Honorific-Prefix: | Colonel |
Douglas Glover | |
Honorific-Suffix: | TD |
Office: | Member of Parliament for Ormskirk |
Predecessor: | Arthur Salter |
Successor: | Harold Soref |
Term Start: | 12 November 1953 |
Term End: | 29 May 1970 |
Birth Date: | 13 February 1908 |
Birth Place: | London, England |
Party: | Conservative |
Colonel Sir Douglas Glover, (13 February 1908 – 15 January 1982) was a Conservative Party politician in the United Kingdom who served as Member of Parliament for Ormskirk, in Lancashire, from 1953 until 1970, and was a colonel in the Army during World War II. Sometime Chairman of the Conservative Party, and of the British Anti-Slavery Society.
Glover was educated at Giggleswick School, where he was later a Governor, and where the "Sir Douglas Glover Memorial Lecture" is held periodically in his memory.

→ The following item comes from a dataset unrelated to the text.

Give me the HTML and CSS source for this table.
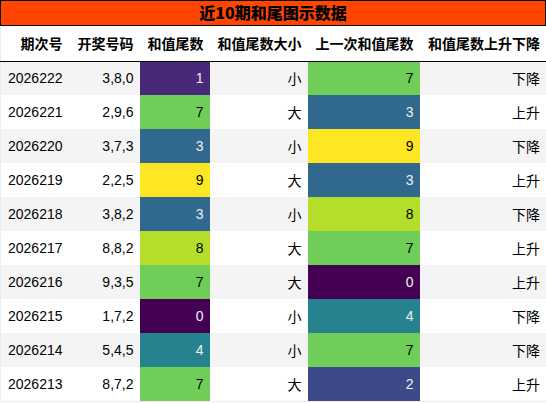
FILE: index.html
```html
<!DOCTYPE html>
<html lang="zh">
<head>
<meta charset="utf-8">
<link rel="stylesheet" href="styles.css">
</head>
<body>
<div class="wrap">
  <div class="title">近10期和尾图示数据</div>
  <table class="data">
    <colgroup>
      <col class="c1"><col class="c2"><col class="c3"><col class="c4"><col class="c5"><col class="c6">
    </colgroup>
    <thead>
      <tr><th>期次号</th><th>开奖号码</th><th>和值尾数</th><th>和值尾数大小</th><th>上一次和值尾数</th><th>和值尾数上升下降</th></tr>
    </thead>
    <tbody>
      <tr><td>2026222</td><td>3,8,0</td><td class="v1">1</td><td>小</td><td class="v7">7</td><td>下降</td></tr>
      <tr><td>2026221</td><td>2,9,6</td><td class="v7">7</td><td>大</td><td class="v3">3</td><td>上升</td></tr>
      <tr><td>2026220</td><td>3,7,3</td><td class="v3">3</td><td>小</td><td class="v9">9</td><td>下降</td></tr>
      <tr><td>2026219</td><td>2,2,5</td><td class="v9">9</td><td>大</td><td class="v3">3</td><td>上升</td></tr>
      <tr><td>2026218</td><td>3,8,2</td><td class="v3">3</td><td>小</td><td class="v8">8</td><td>下降</td></tr>
      <tr><td>2026217</td><td>8,8,2</td><td class="v8">8</td><td>大</td><td class="v7">7</td><td>上升</td></tr>
      <tr><td>2026216</td><td>9,3,5</td><td class="v7">7</td><td>大</td><td class="v0">0</td><td>上升</td></tr>
      <tr><td>2026215</td><td>1,7,2</td><td class="v0">0</td><td>小</td><td class="v4">4</td><td>下降</td></tr>
      <tr><td>2026214</td><td>5,4,5</td><td class="v4">4</td><td>小</td><td class="v7">7</td><td>下降</td></tr>
      <tr><td>2026213</td><td>8,7,2</td><td class="v7">7</td><td>大</td><td class="v2">2</td><td>上升</td></tr>
    </tbody>
  </table>
</div>
</body>
</html>
```
FILE: styles.css
```css
html, body {
  margin: 0;
  padding: 0;
  background: #ffffff;
}
body {
  font-family: "Liberation Sans", "Noto Sans CJK SC", sans-serif;
  font-size: 14px;
  color: #000;
}
.wrap {
  width: 546px;
}
.title {
  box-sizing: border-box;
  height: 26px;
  width: 546px;
  border: 1px solid #000;
  background: #ff4500;
  text-align: center;
  font-family: "Noto Sans CJK SC", sans-serif;
  font-weight: 900;
  font-size: 16px;
  line-height: 23px;
}
.data {
  border-collapse: collapse;
  table-layout: fixed;
  width: 546px;
  border-left: 1px solid #ececec;
  border-right: 1px solid #ececec;
  border-bottom: 1px solid #ececec;
}
.c1 { width: 68px; }
.c2 { width: 71px; }
.c3 { width: 70px; }
.c4 { width: 98px; }
.c5 { width: 112px; }
.c6 { width: 127px; }
.data th {
  height: 35px;
  padding: 0 6px;
  text-align: right;
  font-family: "Noto Sans CJK SC", sans-serif;
  font-weight: bold;
  font-size: 14px;
  white-space: nowrap;
  border-bottom: 1px solid #000;
  box-sizing: border-box;
}
.data td {
  height: 34px;
  padding: 0 6px;
  text-align: right;
  white-space: nowrap;
  box-sizing: border-box;
}
.data tbody tr:nth-child(odd) {
  background: #f4f4f4;
}
.v0 { background: #440154; color: #f1f1f1; }
.v1 { background: #482878; color: #f1f1f1; }
.v2 { background: #3e4989; color: #f1f1f1; }
.v3 { background: #31688e; color: #f1f1f1; }
.v4 { background: #26828e; color: #f1f1f1; }
.v7 { background: #6ece58; color: #000; }
.v8 { background: #b5de2b; color: #000; }
.v9 { background: #fde725; color: #000; }
```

On leaving school in 1925 he entered the family textile business, S.B. Glover & Co. Ltd., eventually becoming Managing Director. He also served for many years on the council of the Wholesale Textile Association of Great Britain.
At the outbreak of the Second World War in 1939, he was a subaltern in the 7th Battalion, The Manchester Regiment, TA; in 1945 he was appointed to the command of the 2nd Battalion Princess Louise's Kensington Regiment in North-West Europe; and from 1947-50 he commanded the 9th Battalion, The Manchester Regiment, TA. For his services in the Netherlands he was made Knight Officer of the Order of Orange-Nassau.
After the war he returned to the family business, whilst also contesting the parliamentary seats of Blackburn in 1945, and Stalybridge and Hyde in both 1950 and 1951 before being elected as the member for Ormskirk in a 1953 by-election. He was knighted in 1960.
In later life he moved to Switzerland where Baroness Thatcher, a close friend, would often spend her summer holidays visiting Sir Douglas and his wife.